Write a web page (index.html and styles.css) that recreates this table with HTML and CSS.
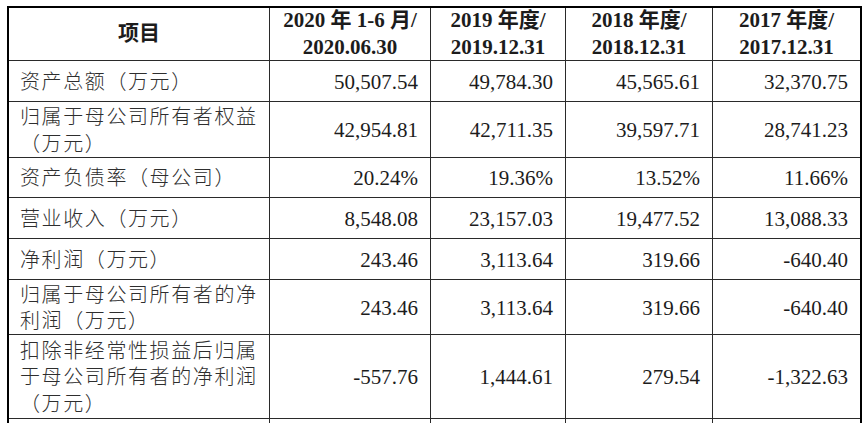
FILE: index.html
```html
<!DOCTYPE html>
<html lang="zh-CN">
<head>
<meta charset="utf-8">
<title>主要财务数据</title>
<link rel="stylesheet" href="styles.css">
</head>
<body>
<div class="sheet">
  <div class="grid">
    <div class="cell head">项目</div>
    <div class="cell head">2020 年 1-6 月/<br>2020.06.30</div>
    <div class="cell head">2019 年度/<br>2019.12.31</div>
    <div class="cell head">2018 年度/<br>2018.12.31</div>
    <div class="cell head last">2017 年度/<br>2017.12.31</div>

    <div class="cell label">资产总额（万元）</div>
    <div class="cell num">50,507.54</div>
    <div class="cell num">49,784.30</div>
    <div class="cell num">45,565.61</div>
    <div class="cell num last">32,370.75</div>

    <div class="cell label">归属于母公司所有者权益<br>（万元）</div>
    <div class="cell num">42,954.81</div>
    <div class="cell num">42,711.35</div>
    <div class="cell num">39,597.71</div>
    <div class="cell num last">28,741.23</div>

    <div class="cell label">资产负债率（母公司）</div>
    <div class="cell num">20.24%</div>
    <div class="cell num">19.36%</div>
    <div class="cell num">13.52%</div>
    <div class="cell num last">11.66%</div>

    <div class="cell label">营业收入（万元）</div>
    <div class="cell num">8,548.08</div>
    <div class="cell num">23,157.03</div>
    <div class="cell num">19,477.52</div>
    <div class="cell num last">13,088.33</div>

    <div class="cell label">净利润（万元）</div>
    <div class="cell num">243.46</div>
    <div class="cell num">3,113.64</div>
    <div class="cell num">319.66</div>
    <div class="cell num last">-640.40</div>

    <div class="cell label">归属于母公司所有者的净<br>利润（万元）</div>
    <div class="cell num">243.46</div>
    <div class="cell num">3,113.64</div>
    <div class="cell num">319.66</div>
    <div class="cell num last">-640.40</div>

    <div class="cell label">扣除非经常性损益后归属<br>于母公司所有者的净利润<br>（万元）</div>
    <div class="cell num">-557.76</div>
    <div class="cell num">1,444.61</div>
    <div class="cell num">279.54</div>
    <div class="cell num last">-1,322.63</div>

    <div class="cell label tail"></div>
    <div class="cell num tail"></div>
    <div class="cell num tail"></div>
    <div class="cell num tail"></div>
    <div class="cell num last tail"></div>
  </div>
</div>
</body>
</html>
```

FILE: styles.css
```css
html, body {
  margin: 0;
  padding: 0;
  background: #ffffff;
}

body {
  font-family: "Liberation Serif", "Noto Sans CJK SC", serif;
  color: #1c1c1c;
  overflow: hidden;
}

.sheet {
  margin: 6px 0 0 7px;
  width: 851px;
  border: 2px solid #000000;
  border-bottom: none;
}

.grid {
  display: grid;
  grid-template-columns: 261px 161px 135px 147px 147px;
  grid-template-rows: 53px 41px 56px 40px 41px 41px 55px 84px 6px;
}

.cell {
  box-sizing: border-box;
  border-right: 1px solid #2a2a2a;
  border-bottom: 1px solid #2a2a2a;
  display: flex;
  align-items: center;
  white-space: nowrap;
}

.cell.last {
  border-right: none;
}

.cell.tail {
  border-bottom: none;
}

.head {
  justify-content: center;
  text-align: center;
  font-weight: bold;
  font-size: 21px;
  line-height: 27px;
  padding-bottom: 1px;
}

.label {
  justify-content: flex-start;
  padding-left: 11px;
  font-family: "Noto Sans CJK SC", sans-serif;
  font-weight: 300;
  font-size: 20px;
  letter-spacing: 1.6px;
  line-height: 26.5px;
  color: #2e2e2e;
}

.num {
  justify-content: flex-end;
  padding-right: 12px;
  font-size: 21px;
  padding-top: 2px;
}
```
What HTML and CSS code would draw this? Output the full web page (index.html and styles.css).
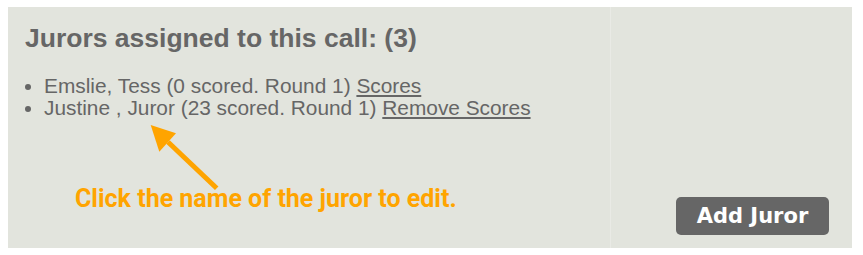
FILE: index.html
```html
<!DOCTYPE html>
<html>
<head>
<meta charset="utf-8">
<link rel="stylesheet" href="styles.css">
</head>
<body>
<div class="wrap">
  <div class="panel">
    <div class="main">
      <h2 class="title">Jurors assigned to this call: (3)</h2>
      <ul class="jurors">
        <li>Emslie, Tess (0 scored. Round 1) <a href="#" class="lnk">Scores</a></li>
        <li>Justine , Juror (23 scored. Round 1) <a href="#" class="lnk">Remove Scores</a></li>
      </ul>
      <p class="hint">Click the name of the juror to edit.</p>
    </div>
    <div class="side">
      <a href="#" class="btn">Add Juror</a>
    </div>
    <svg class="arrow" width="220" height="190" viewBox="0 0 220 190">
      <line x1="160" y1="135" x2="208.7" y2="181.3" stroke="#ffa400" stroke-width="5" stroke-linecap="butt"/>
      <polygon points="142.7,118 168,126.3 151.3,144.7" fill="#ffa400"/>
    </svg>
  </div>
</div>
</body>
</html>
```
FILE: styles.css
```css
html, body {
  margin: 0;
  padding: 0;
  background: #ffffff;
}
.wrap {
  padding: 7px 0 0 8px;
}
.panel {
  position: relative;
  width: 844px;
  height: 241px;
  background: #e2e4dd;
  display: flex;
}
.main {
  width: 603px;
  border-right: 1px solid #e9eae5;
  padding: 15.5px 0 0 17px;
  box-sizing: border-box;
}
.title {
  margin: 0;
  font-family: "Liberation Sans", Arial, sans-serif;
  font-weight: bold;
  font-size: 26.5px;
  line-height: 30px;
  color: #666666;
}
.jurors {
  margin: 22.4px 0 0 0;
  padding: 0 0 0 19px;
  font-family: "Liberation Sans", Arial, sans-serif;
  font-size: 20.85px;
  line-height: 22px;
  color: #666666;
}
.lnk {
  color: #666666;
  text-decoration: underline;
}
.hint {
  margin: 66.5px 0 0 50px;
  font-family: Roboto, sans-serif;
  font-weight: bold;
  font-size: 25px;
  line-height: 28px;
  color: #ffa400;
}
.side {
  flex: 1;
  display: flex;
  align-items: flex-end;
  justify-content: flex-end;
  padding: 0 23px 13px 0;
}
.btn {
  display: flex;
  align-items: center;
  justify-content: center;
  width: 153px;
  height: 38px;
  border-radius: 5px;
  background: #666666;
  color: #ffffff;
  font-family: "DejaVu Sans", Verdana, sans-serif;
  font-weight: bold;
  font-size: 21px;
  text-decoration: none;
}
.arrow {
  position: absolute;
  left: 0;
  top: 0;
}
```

_Do this:_
Print the whole listing above once more, word for word, without its pictures.

_Complete output:_
Write a web page (index.html and styles.css) that recreates this table with HTML and CSS.
FILE: index.html
```html
<!DOCTYPE html>
<html lang="zh-CN">
<head>
<meta charset="utf-8">
<title>主要财务数据</title>
<link rel="stylesheet" href="styles.css">
</head>
<body>
<div class="sheet">
  <div class="grid">
    <div class="cell head">项目</div>
    <div class="cell head">2020 年 1-6 月/<br>2020.06.30</div>
    <div class="cell head">2019 年度/<br>2019.12.31</div>
    <div class="cell head">2018 年度/<br>2018.12.31</div>
    <div class="cell head last">2017 年度/<br>2017.12.31</div>

    <div class="cell label">资产总额（万元）</div>
    <div class="cell num">50,507.54</div>
    <div class="cell num">49,784.30</div>
    <div class="cell num">45,565.61</div>
    <div class="cell num last">32,370.75</div>

    <div class="cell label">归属于母公司所有者权益<br>（万元）</div>
    <div class="cell num">42,954.81</div>
    <div class="cell num">42,711.35</div>
    <div class="cell num">39,597.71</div>
    <div class="cell num last">28,741.23</div>

    <div class="cell label">资产负债率（母公司）</div>
    <div class="cell num">20.24%</div>
    <div class="cell num">19.36%</div>
    <div class="cell num">13.52%</div>
    <div class="cell num last">11.66%</div>

    <div class="cell label">营业收入（万元）</div>
    <div class="cell num">8,548.08</div>
    <div class="cell num">23,157.03</div>
    <div class="cell num">19,477.52</div>
    <div class="cell num last">13,088.33</div>

    <div class="cell label">净利润（万元）</div>
    <div class="cell num">243.46</div>
    <div class="cell num">3,113.64</div>
    <div class="cell num">319.66</div>
    <div class="cell num last">-640.40</div>

    <div class="cell label">归属于母公司所有者的净<br>利润（万元）</div>
    <div class="cell num">243.46</div>
    <div class="cell num">3,113.64</div>
    <div class="cell num">319.66</div>
    <div class="cell num last">-640.40</div>

    <div class="cell label">扣除非经常性损益后归属<br>于母公司所有者的净利润<br>（万元）</div>
    <div class="cell num">-557.76</div>
    <div class="cell num">1,444.61</div>
    <div class="cell num">279.54</div>
    <div class="cell num last">-1,322.63</div>

    <div class="cell label tail"></div>
    <div class="cell num tail"></div>
    <div class="cell num tail"></div>
    <div class="cell num tail"></div>
    <div class="cell num last tail"></div>
  </div>
</div>
</body>
</html>
```

FILE: styles.css
```css
html, body {
  margin: 0;
  padding: 0;
  background: #ffffff;
}

body {
  font-family: "Liberation Serif", "Noto Sans CJK SC", serif;
  color: #1c1c1c;
  overflow: hidden;
}

.sheet {
  margin: 6px 0 0 7px;
  width: 851px;
  border: 2px solid #000000;
  border-bottom: none;
}

.grid {
  display: grid;
  grid-template-columns: 261px 161px 135px 147px 147px;
  grid-template-rows: 53px 41px 56px 40px 41px 41px 55px 84px 6px;
}

.cell {
  box-sizing: border-box;
  border-right: 1px solid #2a2a2a;
  border-bottom: 1px solid #2a2a2a;
  display: flex;
  align-items: center;
  white-space: nowrap;
}

.cell.last {
  border-right: none;
}

.cell.tail {
  border-bottom: none;
}

.head {
  justify-content: center;
  text-align: center;
  font-weight: bold;
  font-size: 21px;
  line-height: 27px;
  padding-bottom: 1px;
}

.label {
  justify-content: flex-start;
  padding-left: 11px;
  font-family: "Noto Sans CJK SC", sans-serif;
  font-weight: 300;
  font-size: 20px;
  letter-spacing: 1.6px;
  line-height: 26.5px;
  color: #2e2e2e;
}

.num {
  justify-content: flex-end;
  padding-right: 12px;
  font-size: 21px;
  padding-top: 2px;
}
```
What HTML and CSS code would draw this? Output the full web page (index.html and styles.css).
FILE: index.html
```html
<!DOCTYPE html>
<html>
<head>
<meta charset="utf-8">
<link rel="stylesheet" href="styles.css">
</head>
<body>
<div class="wrap">
  <div class="panel">
    <div class="main">
      <h2 class="title">Jurors assigned to this call: (3)</h2>
      <ul class="jurors">
        <li>Emslie, Tess (0 scored. Round 1) <a href="#" class="lnk">Scores</a></li>
        <li>Justine , Juror (23 scored. Round 1) <a href="#" class="lnk">Remove Scores</a></li>
      </ul>
      <p class="hint">Click the name of the juror to edit.</p>
    </div>
    <div class="side">
      <a href="#" class="btn">Add Juror</a>
    </div>
    <svg class="arrow" width="220" height="190" viewBox="0 0 220 190">
      <line x1="160" y1="135" x2="208.7" y2="181.3" stroke="#ffa400" stroke-width="5" stroke-linecap="butt"/>
      <polygon points="142.7,118 168,126.3 151.3,144.7" fill="#ffa400"/>
    </svg>
  </div>
</div>
</body>
</html>
```
FILE: styles.css
```css
html, body {
  margin: 0;
  padding: 0;
  background: #ffffff;
}
.wrap {
  padding: 7px 0 0 8px;
}
.panel {
  position: relative;
  width: 844px;
  height: 241px;
  background: #e2e4dd;
  display: flex;
}
.main {
  width: 603px;
  border-right: 1px solid #e9eae5;
  padding: 15.5px 0 0 17px;
  box-sizing: border-box;
}
.title {
  margin: 0;
  font-family: "Liberation Sans", Arial, sans-serif;
  font-weight: bold;
  font-size: 26.5px;
  line-height: 30px;
  color: #666666;
}
.jurors {
  margin: 22.4px 0 0 0;
  padding: 0 0 0 19px;
  font-family: "Liberation Sans", Arial, sans-serif;
  font-size: 20.85px;
  line-height: 22px;
  color: #666666;
}
.lnk {
  color: #666666;
  text-decoration: underline;
}
.hint {
  margin: 66.5px 0 0 50px;
  font-family: Roboto, sans-serif;
  font-weight: bold;
  font-size: 25px;
  line-height: 28px;
  color: #ffa400;
}
.side {
  flex: 1;
  display: flex;
  align-items: flex-end;
  justify-content: flex-end;
  padding: 0 23px 13px 0;
}
.btn {
  display: flex;
  align-items: center;
  justify-content: center;
  width: 153px;
  height: 38px;
  border-radius: 5px;
  background: #666666;
  color: #ffffff;
  font-family: "DejaVu Sans", Verdana, sans-serif;
  font-weight: bold;
  font-size: 21px;
  text-decoration: none;
}
.arrow {
  position: absolute;
  left: 0;
  top: 0;
}
```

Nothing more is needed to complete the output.